Congenital diaphragmatic hernia (CDH) consists of a developmental defect of the diaphragm with herniation of the abdominal contents in the chest (Figure 138-1). It is a rare condition with an incidence of 1:2000 to 5000 live births with an estimated 1.5:1 male to female ratio. Most cases are isolated but may be associated with other congenital syndromes or chromosomal abnormalities. More than 95% of the defects are due to a defect in the posterolateral diaphragm (at the posterior foramen of Bochdalek) and 80% of these are left sided. Less commonly defects occur in the anterior midline (at the foramen of Morgagni) or in the crural diaphragm (i.e., paraesophageal). Complete diaphragmatic agenesis is rare.
Congenital diaphragmatic hernia. (Reproduced with permission from Doherty GM, ed. Current Diagnosis & Treatment: Surgery. 14th ed. New York, NY: McGraw-Hill Education, Inc.; 2015: Fig. 43-6.)
The defect underlying a CDH is thought to arise from failure of pleuroperitoneal canal closure at 8–10 weeks of gestational age. Herniation of the abdominal contents into the thorax causes compression of the developing lungs which leads to disruption of bronchial and pulmonary arterial branching (i.e., pulmonary hypoplasia). The ipsilateral lung is more severely affected than the contralateral lung. There is evidence in animal models that pulmonary hypoplasia may have a “dual hit” pathogenesis. There may be abnormalities in mesenchymal growth and differentiation of the lung (mesenchymal embryopathy) followed by compression of the lung. Retinoid signaling pathways and decreased airway pressure during fetal life have been implicated as contributing factors in the development of CDH.
The lung shows pulmonary hypoplasia with decreased vascular bed, increased muscularization of small arteries, and increased reactivity of pulmonary vascular bed resulting in increased pulmonary vascular resistances which can possibly lead to right-to-left shunting. There is bilateral lung hypoplasia with decreased bronchial divisions (as few as 6 million from a normal of 20 million) and reduced sacculoalveolar maturation leading to decreased alveolar surface area and decreased alveolar surfactant with abnormal lecithin and sphingomyelin.

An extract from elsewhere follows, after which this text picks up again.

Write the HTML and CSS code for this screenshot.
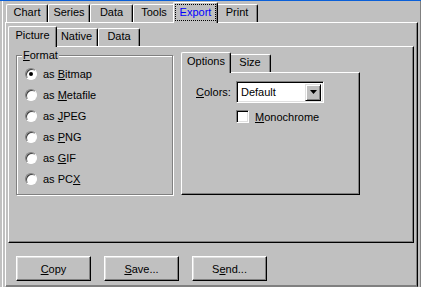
FILE: index.html
```html
<!DOCTYPE html>
<html lang="en">
<head>
	<meta charset="UTF-8">
	<title>Export</title>
	<link rel="stylesheet" href="styles.css">
</head>
<body>
	<div class="window">
		<div class="frame">
			<div class="tabctl">
				<div class="tabs">
					<div class="tab" style="width:42px">Chart</div>
					<div class="tab" style="width:42px">Series</div>
					<div class="tab" style="width:43px">Data</div>
					<div class="tab" style="width:42px">Tools</div>
					<div class="tab sel" style="width:45px"><span class="focus">Export</span></div>
					<div class="tab" style="width:42px">Print</div>
				</div>
				<div class="panel outer">
					<div class="tabs inner-tabs">
						<div class="tab sel" style="width:49px">Picture</div>
						<div class="tab" style="width:43px">Native</div>
						<div class="tab" style="width:42px">Data</div>
					</div>
					<div class="panel picture">
						<div class="group">
							<div class="legend"><u>F</u>ormat</div>
							<div class="radio checked"><span class="dot"></span><span>as <u>B</u>itmap</span></div>
							<div class="radio"><span class="dot"></span><span>as <u>M</u>etafile</span></div>
							<div class="radio"><span class="dot"></span><span>as <u>J</u>PEG</span></div>
							<div class="radio"><span class="dot"></span><span>as <u>P</u>NG</span></div>
							<div class="radio"><span class="dot"></span><span>as <u>G</u>IF</span></div>
							<div class="radio"><span class="dot"></span><span>as PC<u>X</u></span></div>
						</div>
						<div class="subctl">
							<div class="tabs sub-tabs">
								<div class="tab sel" style="width:50px">Options</div>
								<div class="tab" style="width:42px">Size</div>
							</div>
							<div class="panel options">
								<div class="row">
									<span class="lbl"><u>C</u>olors:</span>
									<div class="combo">
										<span class="combo-text">Default</span>
										<span class="drop"><svg width="7" height="4" viewBox="0 0 7 4"><path d="M0 0h7L3.5 4z" fill="#000"/></svg></span>
									</div>
								</div>
								<div class="check"><span class="box"></span><span><u>M</u>onochrome</span></div>
							</div>
						</div>
					</div>
					<div class="buttons">
						<div class="btn"><span><u>C</u>opy</span></div>
						<div class="btn"><span><u>S</u>ave...</span></div>
						<div class="btn"><span>S<u>e</u>nd...</span></div>
					</div>
				</div>
			</div>
		</div>
	</div>
</body>
</html>
```
FILE: styles.css
```css
body {
	margin: 0;
	background: #c0c0c0;
	font-family: "Liberation Sans", Arial, sans-serif;
	font-size: 11px;
	color: #000;
}

u {
	text-decoration: underline;
	text-underline-offset: 1px;
}

.window {
	width: 421px;
	height: 287px;
	box-sizing: border-box;
	border-top: 1px solid #0a5fd8;
	padding-left: 2px;
	display: flex;
}

.frame {
	flex: 1;
	border-left: 1px solid #fff;
	border-right: 1px solid #808080;
	padding: 0 2px;
	display: flex;
}

.tabctl {
	flex: 1;
	display: flex;
	flex-direction: column;
}

/* tab strips */
.tabs {
	display: flex;
	align-items: flex-end;
	height: 21px;
	padding-left: 1px;
}

.tab {
	height: 18px;
	box-sizing: border-box;
	border: 1px solid;
	border-color: #fff #000 transparent #fff;
	border-bottom: none;
	border-radius: 2px 2px 0 0;
	box-shadow: inset -1px 0 #808080;
	background: #c0c0c0;
	text-align: center;
	line-height: 15px;
	white-space: nowrap;
}

.tab.sel {
	height: 21px;
	margin: 0 -2px -1px;
	padding-top: 1px;
	position: relative;
	z-index: 1;
}

.focus {
	display: block;
	height: 17px;
	box-sizing: border-box;
	margin: 0 1px;
	border: 1px dotted #000;
	line-height: 14px;
	color: #0000ff;
}

/* panels */
.panel {
	border: 1px solid;
	border-color: #fff #000 #000 #fff;
	box-shadow: inset -1px -1px #808080;
}

.outer {
	flex: 1;
	border-bottom-color: #808080;
	padding: 0 3px 0 2px;
}

.inner-tabs {
	height: 23px;
	padding-left: 2px;
}

.picture {
	height: 197px;
	box-sizing: border-box;
	display: flex;
	align-items: flex-start;
	padding-left: 7px;
}

/* group box */
.group {
	width: 157px;
	height: 140px;
	box-sizing: border-box;
	margin-top: 8px;
	border: 1px solid #808080;
	box-shadow: inset 1px 1px #fff, 1px 1px #fff;
	padding: 0 0 0 8px;
}

.legend {
	display: table;
	height: 13px;
	margin: -7px 0 1px -3px;
	padding: 0 1px;
	background: #c0c0c0;
	line-height: 13px;
}

.radio {
	display: flex;
	align-items: center;
	height: 21px;
}

.dot {
	width: 12px;
	height: 12px;
	box-sizing: border-box;
	border-radius: 50%;
	border: 1px solid;
	border-color: #808080 #fff #fff #808080;
	box-shadow: inset 1px 1px #404040;
	background: #fff;
	margin-right: 6px;
	display: flex;
	align-items: center;
	justify-content: center;
}

.checked .dot::after {
	content: "";
	width: 4px;
	height: 4px;
	border-radius: 50%;
	background: #000;
}

/* options tab control */
.subctl {
	margin: 4px 0 0 8px;
}

.sub-tabs {
	padding-left: 2px;
}

.options {
	width: 179px;
	height: 123px;
	box-sizing: border-box;
	padding: 8px 0 0 14px;
}

.row {
	display: flex;
	align-items: center;
}

.lbl {
	width: 40px;
}

.combo {
	width: 88px;
	height: 22px;
	box-sizing: border-box;
	border: 1px solid;
	border-color: #808080 #fff #fff #808080;
	box-shadow: inset 1px 1px #000, inset -1px -1px #dfdfdf;
	background: #fff;
	display: flex;
	align-items: center;
	padding: 0 2px 0 4px;
}

.combo-text {
	flex: 1;
}

.drop {
	width: 16px;
	height: 17px;
	box-sizing: border-box;
	border: 1px solid;
	border-color: #dfdfdf #000 #000 #dfdfdf;
	box-shadow: inset 1px 1px #fff, inset -1px -1px #808080;
	background: #c0c0c0;
	display: flex;
	align-items: center;
	justify-content: center;
}

.check {
	display: flex;
	align-items: center;
	margin: 7px 0 0 40px;
}

.box {
	width: 13px;
	height: 13px;
	box-sizing: border-box;
	border: 1px solid;
	border-color: #808080 #fff #fff #808080;
	box-shadow: inset 1px 1px #000, inset -1px -1px #dfdfdf;
	background: #fff;
	margin-right: 6px;
}

/* bottom buttons */
.buttons {
	display: flex;
	gap: 13px;
	margin: 13px 0 0 8px;
}

.btn {
	width: 75px;
	height: 25px;
	box-sizing: border-box;
	border: 1px solid;
	border-color: #fff #000 #000 #fff;
	box-shadow: inset -1px -1px #808080, inset 1px 1px #dfdfdf;
	display: flex;
	align-items: center;
	justify-content: center;
}
```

The differential diagnosis includes eventration of the diaphragm, pulmonary cystic disease (cystic adenomatoid transformations, pneumatoceles), bronchopulmonary sequestration and cysts, pulmonary agenesis, and pentalogy of Cantrell. CDH is differentiated from these conditions by intrathoracic location of abdominal organs.
Additional associated anomalies occur in 10%–40% of affected fetuses. They may involve the cardiac and outflow defects (ventricular septal defect, tetralogy of Fallot, double outlet ventricle, and transposition of the great arteries) and abnormal great vessels (right or double aortic arch, truncus arteriosus) in one-third of CDH patients. Other defects involve renal, gastrointestinal (malrotation, atresia, omphalocele, tracheoesophageal fistulas), and central nervous system (CNS; spina bifida, anencephaly, and hydrocephalus). These defects are found in 21% of live births and in 95% of still births. Only 5.5% of patients with multiple anomalies survive.